VPNs — or encrypted internet connections inaccessible from the outside — are another potential IoT security solution.
“IoT is one area where I think VPNs actually can make a very large difference,” said James Yonan, CTO of OpenVPN and creator of the original open-source project of the same name. “If you have a webcam that is designed to connect to the internet over a VPN, that can really be the difference between it being secure and it being not secure.”
Many OpenVPN customers are IoT providers, Yonan added, and OpenVPN has worked with “a lot” of companies to integrate VPN functionality into connected devices.
“I don’t think anybody probably cares about most of the IoT devices in your house. What am I going to do, turn your lights out without your permission? I mean, scary. But like, why would I bother?”
But until the government regulates IoT — which Wisniewski believes is unlikely — concerned consumers can cross their fingers for better transparency or encryption, or just air toward pricier, name-brand products. It’s very unlikely, for instance, that your Amazon Alexa will be hacked.

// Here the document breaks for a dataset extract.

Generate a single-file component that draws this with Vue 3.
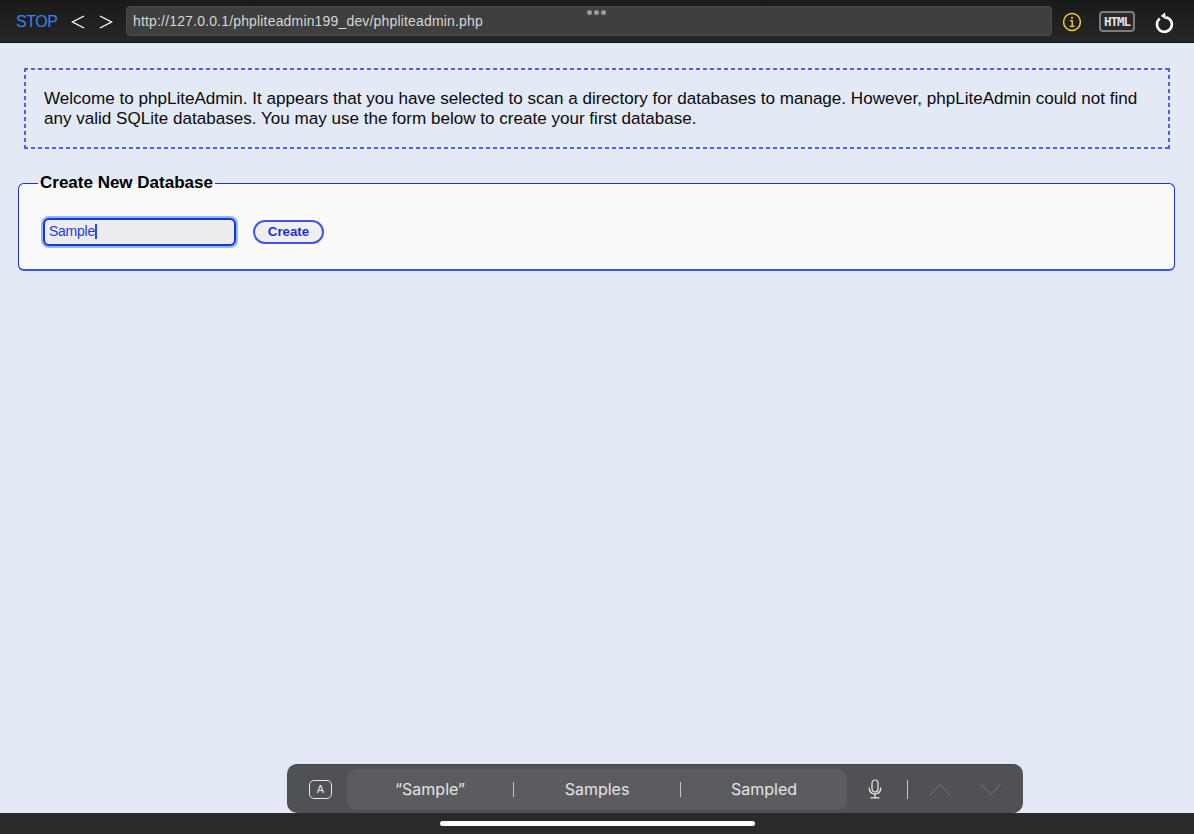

But that doesn’t mean it doesn’t come with big-time privacy concerns. Alexa records conversations, even when you don’t ask it to. Apple had to apologize after letting contractors listen to private Siri voice recordings from users.
“[Big tech companies] are collecting information from you to use for whatever purpose, and you’ll never find out, no matter how much you read the privacy agreement,” Wisniewski said.
In the end, it might make sense to worry less about shadowy hackers and more about the companies that access our data in perfectly legal ways.
“I don’t think anybody cares about your [connected] fridge, to be honest,” Wisniewski said. “And I don’t think anybody probably cares about most of the IoT devices in your house. What am I going to do, turn your lights out without your permission? I mean, scary. But like, why would I bother?”